OPTIMIZATION OF SEMI-SUBMERSIBLE HULL DESIGN FOR FLOATING OFFSHORE WIND TURBINES

As wind energy developers start venturing into deeper waters with depths greater than 65 meters, the floating offshore wind turbines (FOWTs) are becoming the preferred solutions there over bottom-fixed structures. This paper summarizes the design of a semi-submersible platform for hosting a 15MW turbine. While semi-submersible origins from the oil & gas industry, the FOWT presents a different set of requisites and conditions for designing it. Recent existing and planned projects can be characterized by excessive use of steel and dimensions, compared to bottom-fixed structures. This paper aims to optimize the hull structure of a semi-submersible platform to be as cost-effective as possible while fulfilling the following design considerations: strength, vessel stability in still water and dynamic conditions, constructability, and operability. Meanwhile, the design is made to satisfy the rule requirements of major classification societies. Through a literature survey, data on existing semi-submersible projects is gathered and analyzed. The ratios of vessel displacement to hull steel weight relations are presented to show the trend. A high-level overview of class rules is given. An example platform, TaidaFloat, designed to carry a 15MW turbine is introduced.
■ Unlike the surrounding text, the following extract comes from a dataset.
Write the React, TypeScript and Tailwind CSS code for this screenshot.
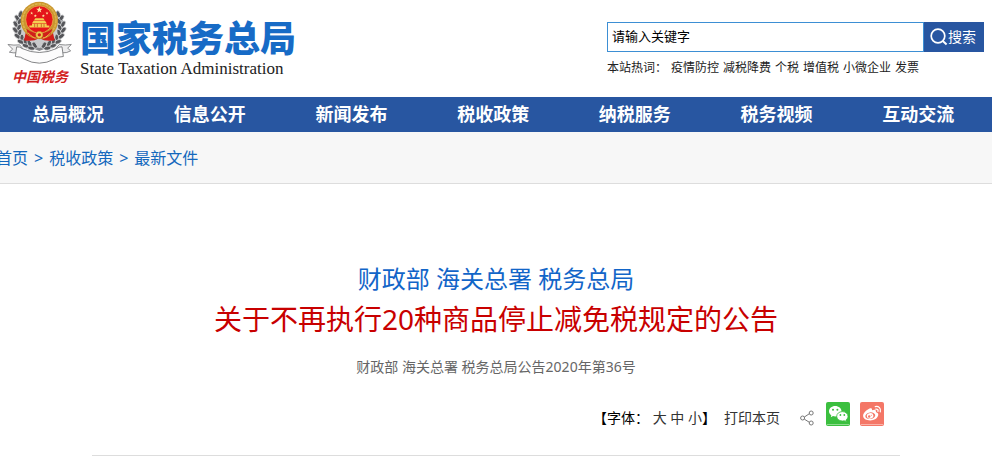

Its application is targeting a water depth from 65 to 100 meters with a deployment in Taiwan Strait in mind. The platform is designed against some limits and constraints, e.g. ensuring that it meets stability criteria. Its internal structural arrangement is preliminarily developed, and the steel weight is compared to recent projects. Features of the design are introduced, and their advantages are summarized.